Source records:
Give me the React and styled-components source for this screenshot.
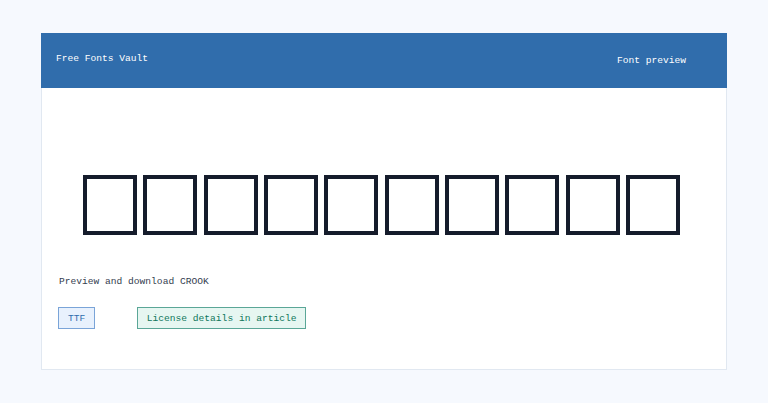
import React from 'react';
import styled, { createGlobalStyle } from 'styled-components';

const GlobalStyle = createGlobalStyle`
  html, body {
    margin: 0;
    padding: 0;
    background: #f6f9fe;
  }
  body {
    font-family: "Liberation Mono", "DejaVu Sans Mono", monospace;
  }
`;

const Page = styled.div`
  padding: 33px 41px 0 41px;
`;

const Card = styled.div`
  background: #ffffff;
  border: 1px solid #e1e8f1;
  border-top: none;
  height: 337px;
  box-sizing: border-box;
  display: flex;
  flex-direction: column;
`;

const Header = styled.header`
  height: 55px;
  margin: 0 -1px;
  background: #306dac;
  color: #ffffff;
  display: flex;
  align-items: center;
  justify-content: space-between;
  padding: 0 40px 0 15px;
  font-size: 9.6px;
`;

const Brand = styled.div`
  margin-top: -5px;
`;

const Nav = styled.nav`
  margin-top: -1px;
  margin-right: 1px;
`;

const Body = styled.main`
  padding: 87px 17px 0 16px;
`;

const GlyphRow = styled.div`
  display: flex;
  justify-content: center;
  gap: 6.3px;
  padding-right: 4px;
`;

// missing-glyph boxes shown while the font has not loaded
const Glyph = styled.span`
  width: 54px;
  height: 60px;
  box-sizing: border-box;
  border: 4px solid #151c2b;
`;

const Caption = styled.p`
  margin: 41px 0 0 1px;
  font-size: 9.6px;
  color: #343d4f;
`;

const Tags = styled.div`
  display: flex;
  align-items: center;
  gap: 42px;
  margin-top: 20px;
`;

const Tag = styled.span`
  height: 22px;
  box-sizing: border-box;
  display: inline-flex;
  align-items: center;
  padding: 0 ${p => (p.tone === 'green' ? '8.5px' : '9px')};
  font-size: 9.6px;
  border: 1px solid ${p => (p.tone === 'green' ? '#5aa697' : '#7aa4d8')};
  background: ${p => (p.tone === 'green' ? '#e6f6f1' : '#e8f1fd')};
  color: ${p => (p.tone === 'green' ? '#0f765c' : '#2f6dad')};
`;

const App = () => {
  const glyphs = Array.from({ length: 10 });

  return (
    <>
      <GlobalStyle />
      <Page>
        <Card>
          <Header>
            <Brand>Free Fonts Vault</Brand>
            <Nav>Font preview</Nav>
          </Header>
          <Body>
            <GlyphRow>
              {glyphs.map((_, i) => (
                <Glyph key={i} />
              ))}
            </GlyphRow>
            <Caption>Preview and download CROOK</Caption>
            <Tags>
              <Tag>TTF</Tag>
              <Tag tone="green">License details in article</Tag>
            </Tags>
          </Body>
        </Card>
      </Page>
    </>
  );
};

export default App;
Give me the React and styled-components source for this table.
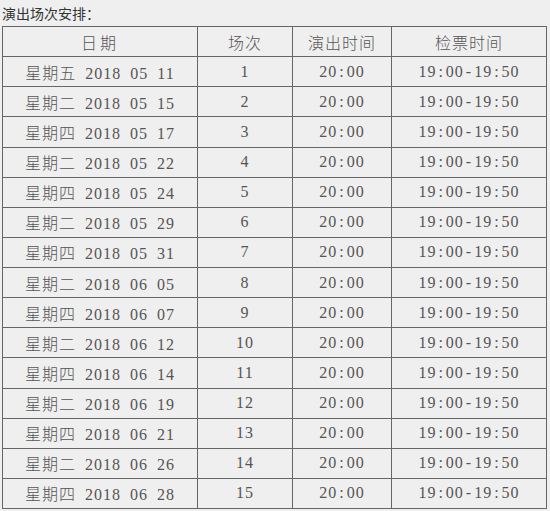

== YOUR INSTRUCTIONS ==
Images must not appear in the copy; reproduce everything else in the records verbatim.

== RESPONSE FOR THIS EXERCISE ==
Give me the React and styled-components source for this screenshot.
import React from 'react';
import styled, { createGlobalStyle } from 'styled-components';

const GlobalStyle = createGlobalStyle`
  html, body {
    margin: 0;
    padding: 0;
    background: #f6f9fe;
  }
  body {
    font-family: "Liberation Mono", "DejaVu Sans Mono", monospace;
  }
`;

const Page = styled.div`
  padding: 33px 41px 0 41px;
`;

const Card = styled.div`
  background: #ffffff;
  border: 1px solid #e1e8f1;
  border-top: none;
  height: 337px;
  box-sizing: border-box;
  display: flex;
  flex-direction: column;
`;

const Header = styled.header`
  height: 55px;
  margin: 0 -1px;
  background: #306dac;
  color: #ffffff;
  display: flex;
  align-items: center;
  justify-content: space-between;
  padding: 0 40px 0 15px;
  font-size: 9.6px;
`;

const Brand = styled.div`
  margin-top: -5px;
`;

const Nav = styled.nav`
  margin-top: -1px;
  margin-right: 1px;
`;

const Body = styled.main`
  padding: 87px 17px 0 16px;
`;

const GlyphRow = styled.div`
  display: flex;
  justify-content: center;
  gap: 6.3px;
  padding-right: 4px;
`;

// missing-glyph boxes shown while the font has not loaded
const Glyph = styled.span`
  width: 54px;
  height: 60px;
  box-sizing: border-box;
  border: 4px solid #151c2b;
`;

const Caption = styled.p`
  margin: 41px 0 0 1px;
  font-size: 9.6px;
  color: #343d4f;
`;

const Tags = styled.div`
  display: flex;
  align-items: center;
  gap: 42px;
  margin-top: 20px;
`;

const Tag = styled.span`
  height: 22px;
  box-sizing: border-box;
  display: inline-flex;
  align-items: center;
  padding: 0 ${p => (p.tone === 'green' ? '8.5px' : '9px')};
  font-size: 9.6px;
  border: 1px solid ${p => (p.tone === 'green' ? '#5aa697' : '#7aa4d8')};
  background: ${p => (p.tone === 'green' ? '#e6f6f1' : '#e8f1fd')};
  color: ${p => (p.tone === 'green' ? '#0f765c' : '#2f6dad')};
`;

const App = () => {
  const glyphs = Array.from({ length: 10 });

  return (
    <>
      <GlobalStyle />
      <Page>
        <Card>
          <Header>
            <Brand>Free Fonts Vault</Brand>
            <Nav>Font preview</Nav>
          </Header>
          <Body>
            <GlyphRow>
              {glyphs.map((_, i) => (
                <Glyph key={i} />
              ))}
            </GlyphRow>
            <Caption>Preview and download CROOK</Caption>
            <Tags>
              <Tag>TTF</Tag>
              <Tag tone="green">License details in article</Tag>
            </Tags>
          </Body>
        </Card>
      </Page>
    </>
  );
};

export default App;
Give me the React and styled-components source for this table.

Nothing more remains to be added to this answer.